Dataset content:
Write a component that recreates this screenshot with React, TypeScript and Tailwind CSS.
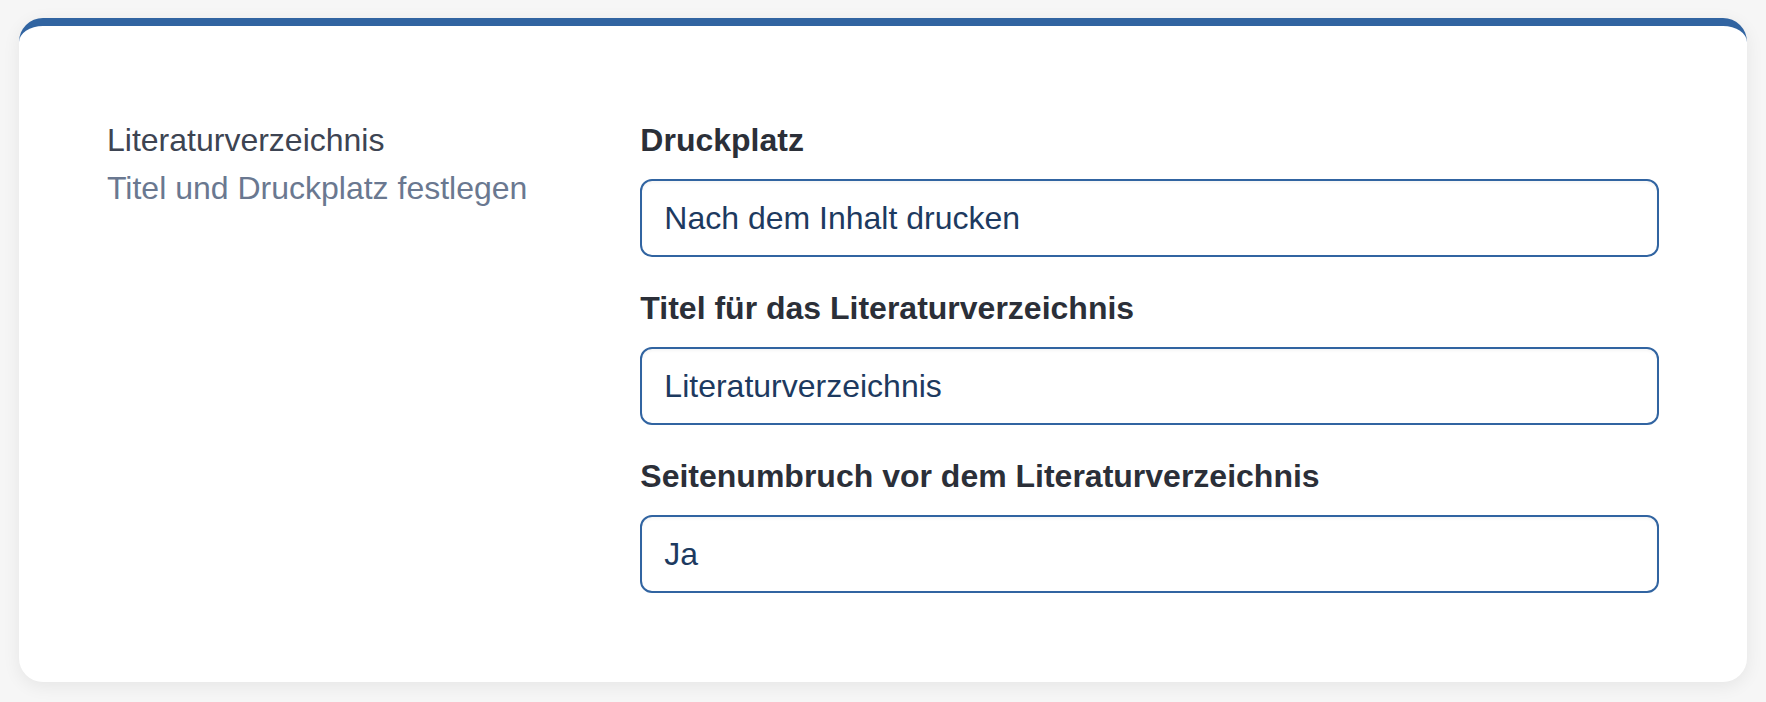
import React from "react";

const fields = [
  { label: "Druckplatz", value: "Nach dem Inhalt drucken" },
  { label: "Titel für das Literaturverzeichnis", value: "Literaturverzeichnis" },
  { label: "Seitenumbruch vor dem Literaturverzeichnis", value: "Ja" },
];

export default function App() {
  return (
    <div className="min-h-[702px] w-full bg-[#f6f6f6] px-[19px] pt-[18px] pb-[20px] font-['Liberation_Sans',Arial,Helvetica,sans-serif]">
      <div className="rounded-[24px] border-t-[8px] border-[#3164a1] bg-white px-[88px] pt-[90px] pb-[89px] shadow-[0_4px_18px_rgba(0,0,0,0.07)]">
        <div className="grid grid-cols-3 gap-x-[48px]">
          <div className="flex flex-col">
            <div className="text-[32px] leading-[48px] text-[#3d4452]">Literaturverzeichnis</div>
            <div className="text-[32px] leading-[48px] text-[#6a7890]">Titel und Druckplatz festlegen</div>
          </div>
          <div className="col-span-2 flex flex-col gap-[27px]">
            {fields.map((f) => (
              <div key={f.label} className="flex flex-col gap-[15px]">
                <div className="text-[32px] font-bold leading-[48px] text-[#2b2f38]">{f.label}</div>
                <div className="flex h-[78px] items-center rounded-[12px] border-2 border-[#3164a1] bg-white px-[22px] text-[32px] leading-[48px] text-[#1d3a60] shadow-[inset_0_2px_3px_rgba(0,0,0,0.04)]">
                  {f.value}
                </div>
              </div>
            ))}
          </div>
        </div>
      </div>
    </div>
  );
}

Goal of the exercise:
Repeat all the data as it stands, dropping any images it holds.

Solution:
Write a component that recreates this screenshot with React, TypeScript and Tailwind CSS.
import React from "react";

const fields = [
  { label: "Druckplatz", value: "Nach dem Inhalt drucken" },
  { label: "Titel für das Literaturverzeichnis", value: "Literaturverzeichnis" },
  { label: "Seitenumbruch vor dem Literaturverzeichnis", value: "Ja" },
];

export default function App() {
  return (
    <div className="min-h-[702px] w-full bg-[#f6f6f6] px-[19px] pt-[18px] pb-[20px] font-['Liberation_Sans',Arial,Helvetica,sans-serif]">
      <div className="rounded-[24px] border-t-[8px] border-[#3164a1] bg-white px-[88px] pt-[90px] pb-[89px] shadow-[0_4px_18px_rgba(0,0,0,0.07)]">
        <div className="grid grid-cols-3 gap-x-[48px]">
          <div className="flex flex-col">
            <div className="text-[32px] leading-[48px] text-[#3d4452]">Literaturverzeichnis</div>
            <div className="text-[32px] leading-[48px] text-[#6a7890]">Titel und Druckplatz festlegen</div>
          </div>
          <div className="col-span-2 flex flex-col gap-[27px]">
            {fields.map((f) => (
              <div key={f.label} className="flex flex-col gap-[15px]">
                <div className="text-[32px] font-bold leading-[48px] text-[#2b2f38]">{f.label}</div>
                <div className="flex h-[78px] items-center rounded-[12px] border-2 border-[#3164a1] bg-white px-[22px] text-[32px] leading-[48px] text-[#1d3a60] shadow-[inset_0_2px_3px_rgba(0,0,0,0.04)]">
                  {f.value}
                </div>
              </div>
            ))}
          </div>
        </div>
      </div>
    </div>
  );
}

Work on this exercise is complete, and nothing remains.